My quick way of testing length is to grab the fabric, and wrap it around my head. If there seems to be enough to tie the ends, then you're good to go.
My second version was really long. I quite like it, though. The vintage fabric rather lends itself to long ends trailing through the hair.
2. Cut your fabric to size
This is easiest with a quilting mat, ruler and rotary cutter.
I removed the selvedge and used that as a straight line to measure off 5" with my ruler
Then square off the ends.
3. Pre-press short ends
Fold the short ends up 1/4" and press. This will make it easier to turn them in later.
4. Sew into a long tube
If using an overlocker (serger), you can use this trick to make turning your tube super easy. First, make a long chain of 'overlocking"
Fold the fabric around the chain, and sew along the seam edge (being careful not to get the chain caught in the stitching).  Unless you have a very long chain, you will need to give it a bit of a tug every now and then, and the sewn portion will bunch up. That's ok.
When you get to the end, the overlocker chain should be hanging out the end of the tube.
Pull on the overlocker chain to turn the tube out to the right side. It might need a bit of help folding the first little bit in to get it started. If you haven't used an overlocker for this tool, you can use a turning tool, or turn it manually (tweezers can help with this).

Don't panic if you have just stitched the edge at this point. There are lots of ways to make turning a tube easier.

For something rather wide like this headband you can start folding one end over so it's right side out, and keep working that section down with your fingers.
Sometimes a pair of tweezers can help to grab the fabric if there's not much room for fingers.

Otherwise there are a different tools you can used. I have this little do-dad (pictured on the right). You thread it up the inside, and use the hook to grab the fabric and turn in through.

Another option is a turner that works like a stick and a tube.

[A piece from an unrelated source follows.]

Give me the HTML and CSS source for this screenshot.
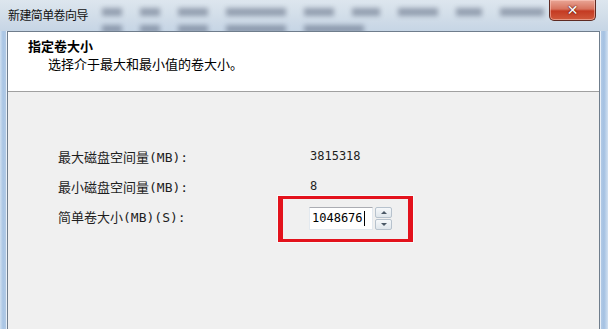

Or you could attach a large safety pin or bodkin to one end, and use that to feed the tube inside itself until it's right way out.

6. Fold in the ends
Fold ends in along pre-pressed folds, and press again to neaten.
Stitch the ends shut, close to the folded edge
I then take a needle and thread the ends back inside the tube. If you apply a little tension, and snip close to the fabric, the thread will pop inside.
And you're done! Take that headband, and put it to good use.